People v. Abram

Citation178 Misc.2d 120,680 N.Y.S.2d 414
Parties, 1998 N.Y. Slip Op. 98,507 The PEOPLE of the State of New York, Plaintiff, v. Michael T. ABRAM, Defendant. The PEOPLE of the State of New York, Plaintiff, v. Derick A. SULLIVAN, Defendant. The PEOPLE of the State of New York, Plaintiff, v. Mark A. JOLLY, Defendant.
Decision Date09 September 1998
CourtNew York City Court

James T. King, District Attorney of Jefferson County, Watertown (Mark Moody, of counsel), for plaintiff.

David Renzi, Public Defender of Jefferson County, Watertown (David Derrico, of counsel), for defendants.

JAMES C. HARBERSON, Judge.

The defendants are members of the military under the rank of First Sergeant charged with driving while intoxicated. They were not court marshalled but have had administrative sanctions imposed on them based on these charges by Army authorities: a General Letter of Reprimand barring them from promotion, reenlistment and receiving an honorable discharge. Two defendants have been reduced in rank and none of the defendants will receive vacation time. They will be prohibited from operating a motor vehicle on base and they are required to attend a substance abuse course. They are prohibited from leaving the Army until their enlistment terms end under threat of court martial for A.W.O.L.

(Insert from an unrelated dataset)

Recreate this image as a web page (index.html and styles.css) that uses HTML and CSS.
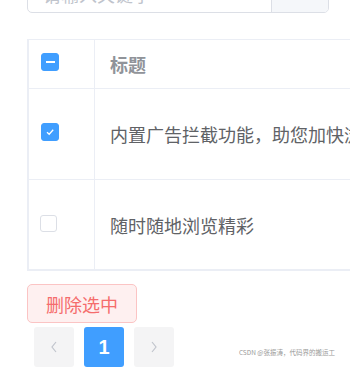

The defense argues that to punish these Defendants in civilian criminal court for the same offenses for which they have been sanctioned in the military violates the Double Jeopardy Clauses of the Federal Constitution (5th and 14th Amendments) and the New York State Constitution (Article I, Section VI) barring multiple punishments for the same offense citing United States v. Halper, 490 U.S. 435, 109 S.Ct. 1892, 104 L.Ed.2d 487 and United States v. Ursery, 518 U.S. 267, 116 S.Ct. 2135, 135 L.Ed.2d 549.

The prosecutor argues that the Double Jeopardy Clause of the Federal and New York State Constitution does not apply under the circumstances of these cases based on Hudson v. United States, 522 U.S. 93, 118 S.Ct. 488, 139 L.Ed.2d 450.

The defense requests dismissal in the interest of justice and for other relief as the court may feels is just and proper. The court's sua sponte motion as provided under Criminal Procedure Law sections 170.40 and 210.40 will consider dismissing the charges in the interest of justice based on the denial of equal protection under the Federal and State Constitutions.

The prosecution opposes the equal protection argument based on People v. Blount, 90 N.Y.2d 998, 665 N.Y.S.2d 626, 688 N.E.2d 500, arguing there is a rational basis for its selective prosecution.

Double Jeopardy

In Hudson v. United States, the Court ruled "[W]e believe that Halper's deviation from long standing double jeopardy principles was ill considered" Hudson, supra, 522 U.S. 93, 118 S.Ct. p. 494. The Hudson Court continued saying that "the Halper test for determining whether a particular sanction is 'punitive' and thus subject to the structures of the Double Jeopardy Clause, has proven unworkable [citing Ursery as an example]." Hudson, supra, 522 U.S. 93, 118 S.Ct. p. 494.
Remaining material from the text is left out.